## Types of explode functions
1. explode()
2. explore_outer()
3. posexplode()
4. posexplode_outer()

In [15]:
# Create SparkSession and Prepare sample Data
import pyspark
from pyspark.sql import SparkSession
spark = SparkSession.builder.appName('pyspark-by-examples').getOrCreate()

arrayData = [
        ('James',['Java','Scala'],{'hair':'black','eye':'brown'}),
        ('Michael',['Spark','Java',None],{'hair':'brown','eye':None}),
        ('Robert',['CSharp',''],{'hair':'red','eye':''}),
        ('Washington',None,None),
        ('Jefferson',['1','2'],{})]

df = spark.createDataFrame(data=arrayData, schema = ['name','knownLanguages','properties'])
df.printSchema()
df.show(truncate=False)

root
 |-- name: string (nullable = true)
 |-- knownLanguages: array (nullable = true)
 |    |-- element: string (containsNull = true)
 |-- properties: map (nullable = true)
 |    |-- key: string
 |    |-- value: string (valueContainsNull = true)

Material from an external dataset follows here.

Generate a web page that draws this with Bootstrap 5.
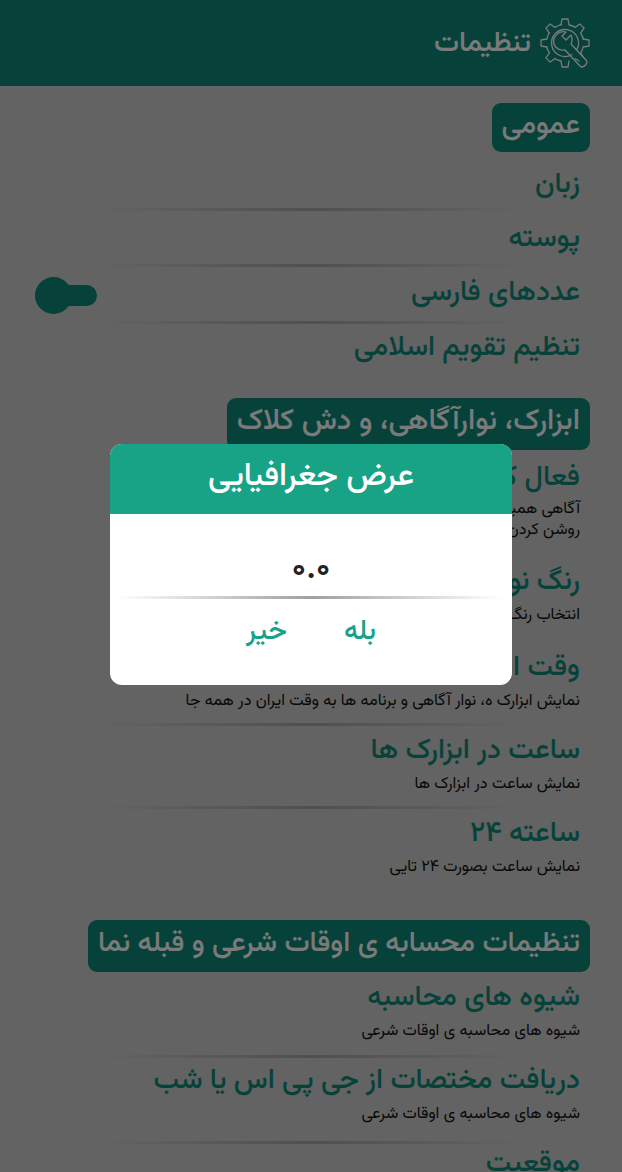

+----------+-------------------+-----------------------------+
|name      |knownLanguages     |properties                   |
+----------+-------------------+-----------------------------+
|James     |[Java, Scala]      |{eye -> brown, hair -> black}|
|Michael   |[Spark, Java, NULL]|{eye -> NULL, hair -> brown} |
|Robert    |[CSharp, ]         |{eye -> , hair -> red}       |
|Washington|NULL               |NULL                         |
|Jefferson |[1, 2]             |{}                           |
+----------+-------------------+-----------------------------+



In [4]:
display(df.collect())

[Row(name='James', knownLanguages=['Java', 'Scala'], properties={'eye': 'brown', 'hair': 'black'}),
 Row(name='Michael', knownLanguages=['Spark', 'Java', None], properties={'eye': None, 'hair': 'brown'}),
 Row(name='Robert', knownLanguages=['CSharp', ''], properties={'eye': '', 'hair': 'red'}),
 Row(name='Washington', knownLanguages=None, properties=None),
 Row(name='Jefferson', knownLanguages=['1', '2'], properties={})]

In [6]:
# Apply the explode on knownLanguages column
#explode function can convert each element in an array of column into each element as a row
from pyspark.sql.functions import explode, col
df1 = df.withColumn('knownLanguages',explode(col('knownLanguages')))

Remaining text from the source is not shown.